Italics mine.  And then the procedure for dividing XP only discusses XP from monsters. Further down on that page there's a discussion of XP from treasure but it discusses only things like lowering the ratio for XP from GP if the party was stronger than the monsters it took the treasure from, the value of magic items, and when XP for treasure is awarded - nothing about how XP from treasure is divided.

I think this could be interpreted in support of my old speculative post about players controlling how XP from treasure is divided through their choice of who to allocate treasure to.  The heading where this note about treasure being divided by players is explicitly about XP allocation.  The existing division procedure only covers XP from monsters, and no procedure for dividing XP from treasure is provided.  I wouldn't say it's clearly Gygax's intent that XP from treasure should be divided as the players choose, but I think it's the most reasonable interpretation of the gaps here.

Tangentially, the other thing that surprised me in the 1e DMG's section on awarding XP was:

SPECIAL BONUS AWARD TO EXPERIENCE POINTS
If your campaign is particularly dangerous, with a low life expectancy for
starting player characters, or if it is a well-established one where most players are of medium or above level, and new participants have difficulty surviving because of this, the following Special Bonus Award is suggested:

Any character killed and subsequently restored to life by means of a spell or device, other than a ring of regeneration, will earn an experience point bonus award of 1,000 points.
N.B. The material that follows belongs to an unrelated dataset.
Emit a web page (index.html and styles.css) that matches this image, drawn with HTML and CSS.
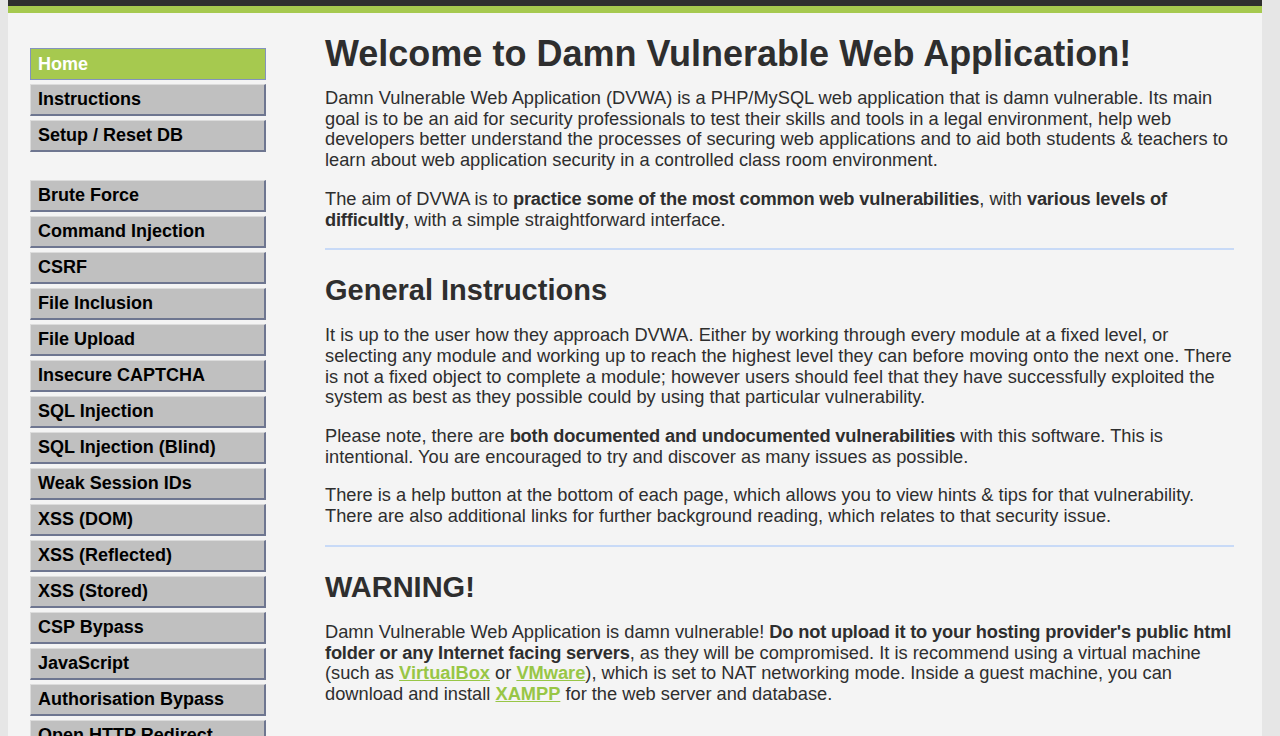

This will materially aid characters of lower levels of experience, while it will not unduly affect earned experience for those of higher level. As only you can bestow this award, you may also feel free to decline to give it to player characters who were particularly foolish or stupid in their actions which immediately preceded death, particularly if such characters are not “sadder but wiser” for the happening.

 Gaining XP for dying, rather than losing it!  Wild!